* _Task to complete_: Of all the lines here, how many include the string "React"? Answer with the number only.
>> BEGIN Supplied data
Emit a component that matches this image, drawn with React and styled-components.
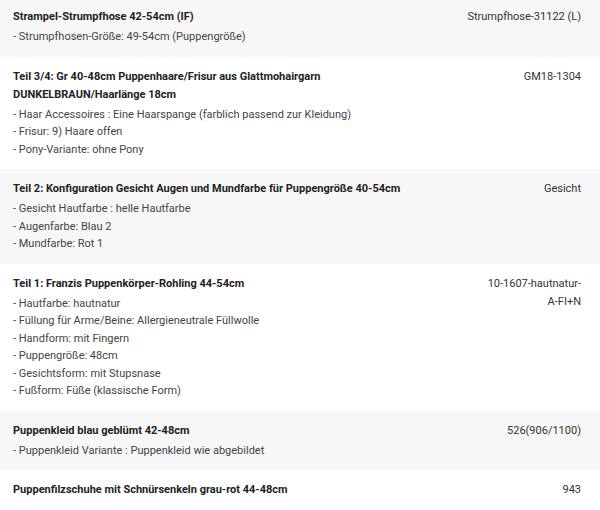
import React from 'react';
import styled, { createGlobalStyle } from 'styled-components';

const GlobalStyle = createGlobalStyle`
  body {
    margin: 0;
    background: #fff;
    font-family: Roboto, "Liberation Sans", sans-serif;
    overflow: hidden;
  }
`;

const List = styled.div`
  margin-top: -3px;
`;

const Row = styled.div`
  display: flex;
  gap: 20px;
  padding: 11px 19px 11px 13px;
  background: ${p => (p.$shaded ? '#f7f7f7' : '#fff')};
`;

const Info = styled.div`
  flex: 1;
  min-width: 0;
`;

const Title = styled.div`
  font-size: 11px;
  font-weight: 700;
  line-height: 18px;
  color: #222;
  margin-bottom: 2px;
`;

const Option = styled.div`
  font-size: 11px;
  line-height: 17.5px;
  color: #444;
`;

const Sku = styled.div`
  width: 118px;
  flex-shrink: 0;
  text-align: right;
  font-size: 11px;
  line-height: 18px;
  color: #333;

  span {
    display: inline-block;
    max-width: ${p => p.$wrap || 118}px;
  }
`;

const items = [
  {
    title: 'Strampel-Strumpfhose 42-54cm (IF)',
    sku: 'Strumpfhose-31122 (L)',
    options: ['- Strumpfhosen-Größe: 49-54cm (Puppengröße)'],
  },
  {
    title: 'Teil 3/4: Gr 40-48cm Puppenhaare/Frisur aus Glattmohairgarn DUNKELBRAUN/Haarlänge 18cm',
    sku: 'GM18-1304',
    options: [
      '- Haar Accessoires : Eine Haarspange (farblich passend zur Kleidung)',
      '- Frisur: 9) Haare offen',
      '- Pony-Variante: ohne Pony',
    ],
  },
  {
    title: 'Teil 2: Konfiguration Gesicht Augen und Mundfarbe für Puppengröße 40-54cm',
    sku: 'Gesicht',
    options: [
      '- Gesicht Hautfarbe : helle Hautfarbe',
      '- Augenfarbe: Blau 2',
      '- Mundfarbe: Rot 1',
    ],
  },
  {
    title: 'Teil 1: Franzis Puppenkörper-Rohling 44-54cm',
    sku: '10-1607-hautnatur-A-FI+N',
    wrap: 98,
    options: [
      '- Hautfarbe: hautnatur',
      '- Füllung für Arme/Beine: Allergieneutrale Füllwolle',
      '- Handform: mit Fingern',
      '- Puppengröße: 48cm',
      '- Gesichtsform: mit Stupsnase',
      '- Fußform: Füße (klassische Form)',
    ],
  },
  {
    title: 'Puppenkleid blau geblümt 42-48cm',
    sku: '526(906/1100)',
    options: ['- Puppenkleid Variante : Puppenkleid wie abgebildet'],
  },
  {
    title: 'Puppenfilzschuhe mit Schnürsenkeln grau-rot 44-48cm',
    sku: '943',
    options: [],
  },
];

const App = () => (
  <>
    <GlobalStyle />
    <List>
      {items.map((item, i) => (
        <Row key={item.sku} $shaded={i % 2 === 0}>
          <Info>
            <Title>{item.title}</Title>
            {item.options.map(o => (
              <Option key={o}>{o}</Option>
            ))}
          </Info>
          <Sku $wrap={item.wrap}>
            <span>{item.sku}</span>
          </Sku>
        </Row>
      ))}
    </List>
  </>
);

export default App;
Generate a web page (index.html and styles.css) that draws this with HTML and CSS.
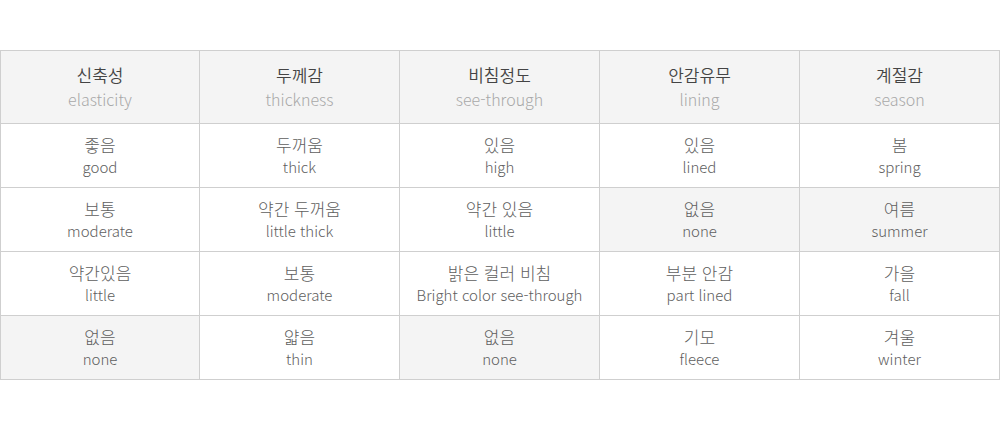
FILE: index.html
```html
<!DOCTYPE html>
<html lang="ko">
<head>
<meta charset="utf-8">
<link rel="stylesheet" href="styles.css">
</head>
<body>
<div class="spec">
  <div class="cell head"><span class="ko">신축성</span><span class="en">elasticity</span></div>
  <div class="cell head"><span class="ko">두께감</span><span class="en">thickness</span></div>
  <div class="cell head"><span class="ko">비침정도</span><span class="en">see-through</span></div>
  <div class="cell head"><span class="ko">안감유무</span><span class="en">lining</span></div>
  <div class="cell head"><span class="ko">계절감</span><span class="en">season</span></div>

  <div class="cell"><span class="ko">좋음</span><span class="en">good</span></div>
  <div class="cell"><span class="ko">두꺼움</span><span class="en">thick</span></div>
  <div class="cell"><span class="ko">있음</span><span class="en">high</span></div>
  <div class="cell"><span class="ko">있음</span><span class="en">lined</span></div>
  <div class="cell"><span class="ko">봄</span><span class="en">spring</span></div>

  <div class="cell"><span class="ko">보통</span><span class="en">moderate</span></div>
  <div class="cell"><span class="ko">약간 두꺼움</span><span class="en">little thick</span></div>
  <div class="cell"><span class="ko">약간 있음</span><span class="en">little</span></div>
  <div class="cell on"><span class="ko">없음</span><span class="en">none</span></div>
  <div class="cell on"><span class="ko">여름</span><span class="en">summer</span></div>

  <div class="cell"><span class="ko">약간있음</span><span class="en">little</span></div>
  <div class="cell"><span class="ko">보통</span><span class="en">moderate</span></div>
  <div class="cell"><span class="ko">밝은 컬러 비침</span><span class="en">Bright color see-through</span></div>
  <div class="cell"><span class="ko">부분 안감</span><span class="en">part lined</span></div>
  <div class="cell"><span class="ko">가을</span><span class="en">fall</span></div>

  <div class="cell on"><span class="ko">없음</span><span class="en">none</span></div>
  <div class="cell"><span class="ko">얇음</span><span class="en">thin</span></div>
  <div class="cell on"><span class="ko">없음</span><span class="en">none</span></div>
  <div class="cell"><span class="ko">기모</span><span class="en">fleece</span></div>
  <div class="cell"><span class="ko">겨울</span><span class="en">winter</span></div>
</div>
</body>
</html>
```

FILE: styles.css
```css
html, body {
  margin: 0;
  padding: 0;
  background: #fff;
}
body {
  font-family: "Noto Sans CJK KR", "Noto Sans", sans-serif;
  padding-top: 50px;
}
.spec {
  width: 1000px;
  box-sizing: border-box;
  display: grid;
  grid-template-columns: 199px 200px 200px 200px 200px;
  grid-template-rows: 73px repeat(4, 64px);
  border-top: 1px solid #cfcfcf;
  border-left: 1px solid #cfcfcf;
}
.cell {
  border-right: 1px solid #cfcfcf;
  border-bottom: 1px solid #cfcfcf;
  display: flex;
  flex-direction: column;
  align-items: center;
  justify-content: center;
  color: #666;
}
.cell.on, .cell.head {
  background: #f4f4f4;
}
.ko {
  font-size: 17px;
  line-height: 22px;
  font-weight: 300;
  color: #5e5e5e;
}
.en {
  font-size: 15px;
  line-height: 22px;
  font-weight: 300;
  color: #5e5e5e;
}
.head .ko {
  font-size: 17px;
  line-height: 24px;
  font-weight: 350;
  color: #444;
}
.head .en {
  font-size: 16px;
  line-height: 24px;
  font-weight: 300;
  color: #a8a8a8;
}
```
>> END Supplied data
* _Response for this exercise_: 2